> _Data excerpt_
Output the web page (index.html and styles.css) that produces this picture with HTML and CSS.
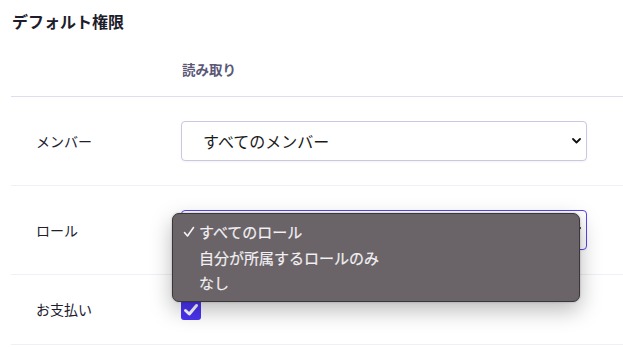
FILE: index.html
```
<!DOCTYPE html>
<html lang="ja">
<head>
<meta charset="utf-8">
<link rel="stylesheet" href="styles.css">
</head>
<body>
<div class="page">
  <h2 class="title">デフォルト権限</h2>
  <div class="table">
    <div class="row head">
      <div class="label"></div>
      <div class="cell colhead">読み取り</div>
    </div>
    <div class="row">
      <div class="label">メンバー</div>
      <div class="cell">
        <div class="select">
          <span class="select-text">すべてのメンバー</span>
          <svg class="chev" width="9" height="6" viewBox="0 0 9 6"><path d="M1 1 L4.5 4.5 L8 1" fill="none" stroke="#111" stroke-width="1.8" stroke-linecap="round" stroke-linejoin="round"/></svg>
        </div>
      </div>
    </div>
    <div class="row">
      <div class="label">ロール</div>
      <div class="cell">
        <div class="select-wrap">
          <div class="select focus">
            <span class="select-text"></span>
            <svg class="chev" width="9" height="6" viewBox="0 0 9 6"><path d="M1 1 L4.5 4.5 L8 1" fill="none" stroke="#111" stroke-width="1.8" stroke-linecap="round" stroke-linejoin="round"/></svg>
          </div>
          <div class="menu">
            <div class="item">
              <svg class="tick" width="12" height="12" viewBox="0 0 12 12"><path d="M1.5 6.5 L4.5 10 L10.5 1.5" fill="none" stroke="#f4f2f4" stroke-width="1.6" stroke-linecap="round" stroke-linejoin="round"/></svg>すべてのロール</div>
            <div class="item">自分が所属するロールのみ</div>
            <div class="item">なし</div>
          </div>
        </div>
      </div>
    </div>
    <div class="row short">
      <div class="label">お支払い</div>
      <div class="cell">
        <span class="checkbox">
          <svg width="20" height="20" viewBox="0 0 20 20"><path d="M4.5 10.5 L8.3 14 L15.5 5.5" fill="none" stroke="#fff" stroke-width="3" stroke-linecap="round" stroke-linejoin="round"/></svg>
        </span>
      </div>
    </div>
  </div>
</div>
</body>
</html>
```
FILE: styles.css
```
* { box-sizing: border-box; }
html, body { margin: 0; padding: 0; background: #fff; }
body {
  font-family: "Noto Sans CJK JP", "Noto Sans", sans-serif;
  color: #1f1d2c;
  overflow: hidden;
}
.page {
  padding: 9px 0 0 11px;
}
.title {
  margin: 0;
  font-size: 16px;
  line-height: 24px;
  font-weight: 700;
  color: #1e1d2b;
  padding-left: 1px;
}
.table {
  width: 640px;
}
.row {
  display: flex;
  align-items: center;
  padding: 24px 0;
  border-bottom: 1px solid #f0eff6;
}
.row.head {
  padding: 26px 0 16px;
  border-bottom-color: #e0ddee;
}
.label {
  width: 170px;
  flex: none;
  padding-left: 25px;
  font-size: 14px;
  line-height: 21px;
  color: #22202f;
}
.cell {
  flex: 1;
}
.colhead {
  font-size: 13.5px;
  font-weight: 700;
  line-height: 21px;
  color: #5b5877;
  padding-left: 1px;
}
.select-wrap {
  position: relative;
  width: 406px;
}
.select {
  width: 406px;
  height: 40px;
  border: 1px solid #cbc7e2;
  border-radius: 4px;
  display: flex;
  align-items: center;
  padding-left: 21px;
  padding-right: 5px;
  background: #fff;
  box-shadow: 0 1px 2px rgba(60, 50, 120, 0.06);
}
.select.focus {
  border: 1.5px solid #5546f2;
}
.select-text {
  flex: 1;
  font-size: 16px;
  color: #1a1a1a;
}
.chev { flex: none; }
.menu {
  position: absolute;
  left: -9px;
  top: 3px;
  width: 408px;
  background: #6a6468;
  border: 1px solid #3b3639;
  border-radius: 7px;
  padding: 5px 0;
  box-shadow: 0 8px 22px rgba(0, 0, 0, 0.28), 0 0 2px rgba(0, 0, 0, 0.3);
}
.item {
  position: relative;
  height: 25.5px;
  line-height: 25.5px;
  padding-left: 26px;
  font-size: 15px;
  color: #f2f0f2;
  -webkit-text-stroke: 0.2px #f2f0f2;
}
.tick {
  position: absolute;
  left: 10px;
  top: 7px;
}
.checkbox {
  display: block;
  width: 20px;
  height: 20px;
  margin-top: 1px;
  background: #4b33f3;
  border-radius: 3px;
}
.checkbox svg { display: block; }
```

> _Written problem_
Pick out the lines above that hold the string "index" and show them.

> _Task answer_
Output the web page (index.html and styles.css) that produces this picture with HTML and CSS.
FILE: index.html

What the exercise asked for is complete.